Териберское становище вместе со многими другими разорено было англичанами в 1809 году. Три военных судна этой нации, из которых одно, по словам Герасимова, 50-пушечное, стояли на якоре за островом Кильдин и рассылали гребные суда свои в разные стороны, которые того, что не могли взять, жгли или топили. Два катера были в Коле, где, между прочим, разорили ладью, принадлежавшую Герасимову. Соловецкое становище на острове Кильдин сравняли с землей. В Териберке, кроме многих домов, сожгли одну нагруженную рыбой ладью. Итак, теперь не подлежит уже сомнению, что все эти наездничества производились военными судами первой мореходной державы – державы, славящейся наибольшим просвещением, правомыслием и человеколюбием! Кто бы мог это подумать? По принятым правам народным, взять имущество неприятельское позволительно: это всеми почитается добрым призом и неоспоримой собственностью взявшего; но сжечь, разорить без цели и намерения скудный приют мирных безоружных рыбаков есть подвиг, которым погнушался бы и норманн IX века. Что, например, сказали бы английские публицисты, если бы русское военное судно забралось в какой-нибудь Brassa Sound и все там разорило?

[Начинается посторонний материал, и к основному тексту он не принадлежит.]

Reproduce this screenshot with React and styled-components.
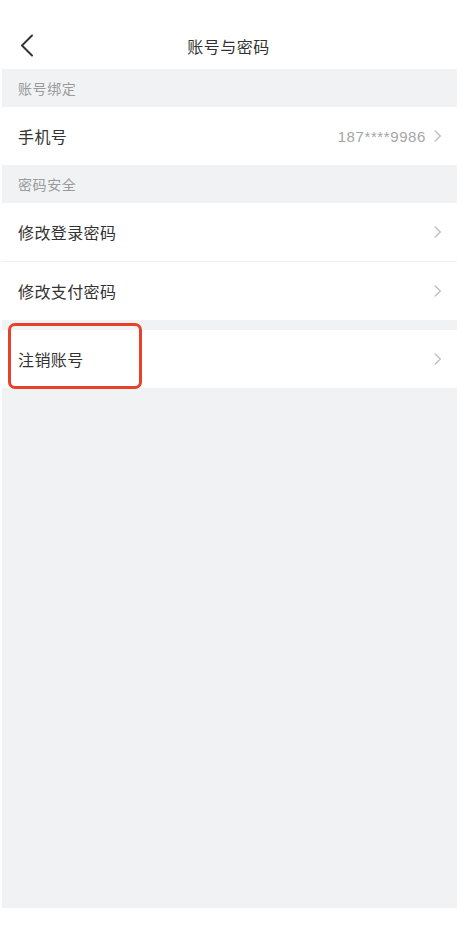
import React from "react";
import styled, { createGlobalStyle } from "styled-components";

const Global = createGlobalStyle`
  html, body { margin: 0; padding: 0; background: #ffffff; }
  body { font-family: "Noto Sans CJK SC", "Noto Sans", sans-serif; }
  * { box-sizing: border-box; }
`;

const Page = styled.div`
  width: 457px;
  height: 929px;
  display: flex;
  flex-direction: column;
  background: #ffffff;
`;

const NavBar = styled.header`
  height: 69px;
  display: grid;
  grid-template-columns: 60px 1fr 60px;
  align-items: center;
  padding-top: 22px;
`;

const BackButton = styled.button`
  border: 0;
  background: transparent;
  padding: 0 0 0 20px;
  height: 28px;
  display: flex;
  align-items: center;
  cursor: pointer;
`;

const Title = styled.h1`
  margin: 0;
  text-align: center;
  font-size: 16px;
  font-weight: 400;
  letter-spacing: 0.5px;
  color: #333333;
`;

const Content = styled.main`
  margin-left: 2px;
  height: 839px;
  background: #f1f2f4;
  display: flex;
  flex-direction: column;
  position: relative;
`;

const SectionTitle = styled.div`
  height: 38px;
  display: flex;
  align-items: center;
  padding-left: 16px;
  font-size: 14px;
  letter-spacing: 0.6px;
  color: #9a9a9a;
`;

const Gap = styled.div`
  height: ${(p) => p.$h}px;
`;

const Row = styled.div`
  position: relative;
  height: ${(p) => (p.$divider ? 59 : 58)}px;
  background: #ffffff;
  display: flex;
  align-items: center;
  justify-content: space-between;
  padding: 0 15px 0 16px;
  border-bottom: ${(p) => (p.$divider ? "1px solid #f0f0f2" : "0")};
`;

const Label = styled.span`
  font-size: 16px;
  letter-spacing: 0.4px;
  color: #333333;
`;

const Right = styled.span`
  display: flex;
  align-items: center;
  gap: 8px;
`;

const Value = styled.span`
  font-family: "Liberation Sans", "Noto Sans", sans-serif;
  font-size: 15px;
  color: #a6a6a6;
  letter-spacing: 0.6px;
`;

const Highlight = styled.div`
  position: absolute;
  left: 6px;
  top: -7px;
  width: 134px;
  height: 66px;
  border: 3px solid #e8402a;
  border-radius: 7px;
  pointer-events: none;
`;

const Chevron = () => (
  <svg width="8" height="12" viewBox="0 0 8 12" fill="none">
    <path d="M1.2 1 L6.4 6 L1.2 11" stroke="#bdbdbd" strokeWidth="1.3" strokeLinecap="round" strokeLinejoin="round" />
  </svg>
);

const BackIcon = () => (
  <svg width="14" height="24" viewBox="0 0 14 24" fill="none">
    <path d="M12 1.5 L2 11.5 L12 21.5" stroke="#333333" strokeWidth="2" strokeLinecap="round" strokeLinejoin="round" />
  </svg>
);

export default function App() {
  return (
    <>
      <Global />
      <Page>
        <NavBar>
          <BackButton aria-label="返回">
            <BackIcon />
          </BackButton>
          <Title>账号与密码</Title>
          <span />
        </NavBar>
        <Content>
          <SectionTitle>账号绑定</SectionTitle>
          <Row>
            <Label>手机号</Label>
            <Right>
              <Value>187****9986</Value>
              <Chevron />
            </Right>
          </Row>
          <SectionTitle>密码安全</SectionTitle>
          <Row $divider>
            <Label>修改登录密码</Label>
            <Chevron />
          </Row>
          <Row>
            <Label>修改支付密码</Label>
            <Chevron />
          </Row>
          <Gap $h={10} />
          <Row>
            <Label>注销账号</Label>
            <Chevron />
            <Highlight />
          </Row>
        </Content>
      </Page>
    </>
  );
}
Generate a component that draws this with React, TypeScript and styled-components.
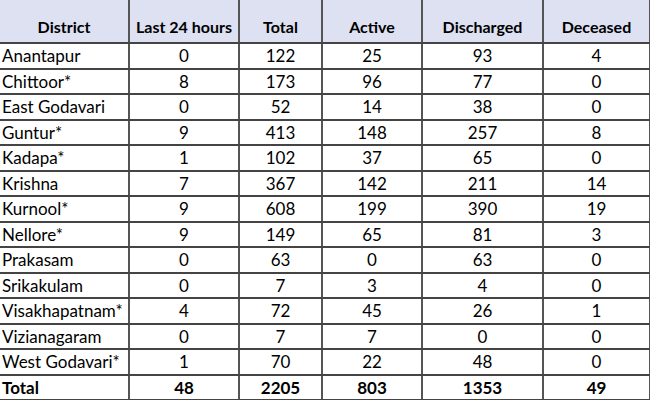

Между Териберской губой и островом Кильдин лейтенант Лавров не нашел ни одного удобного якорного места. Им осмотрены следующие места: Губа Долгая лежит на 2 3/4 мили на WNW от мыса Жилой. Вдается к SSW на 3 мили; ширина ее в устье 175 сажен, далее расширяется до полумили. Глубина от 25 до 50 сажен, грунт – камень и песок с камнем. С моря ничем не закрыта. Вершина губы этой окружена песчаным низменным берегом, подобно как Териберская губа, почему, идя с запада в пасмурную погоду, должно остерегаться, чтобы не принять первой за последнюю, что при некотором внимании, конечно, не легко случиться может.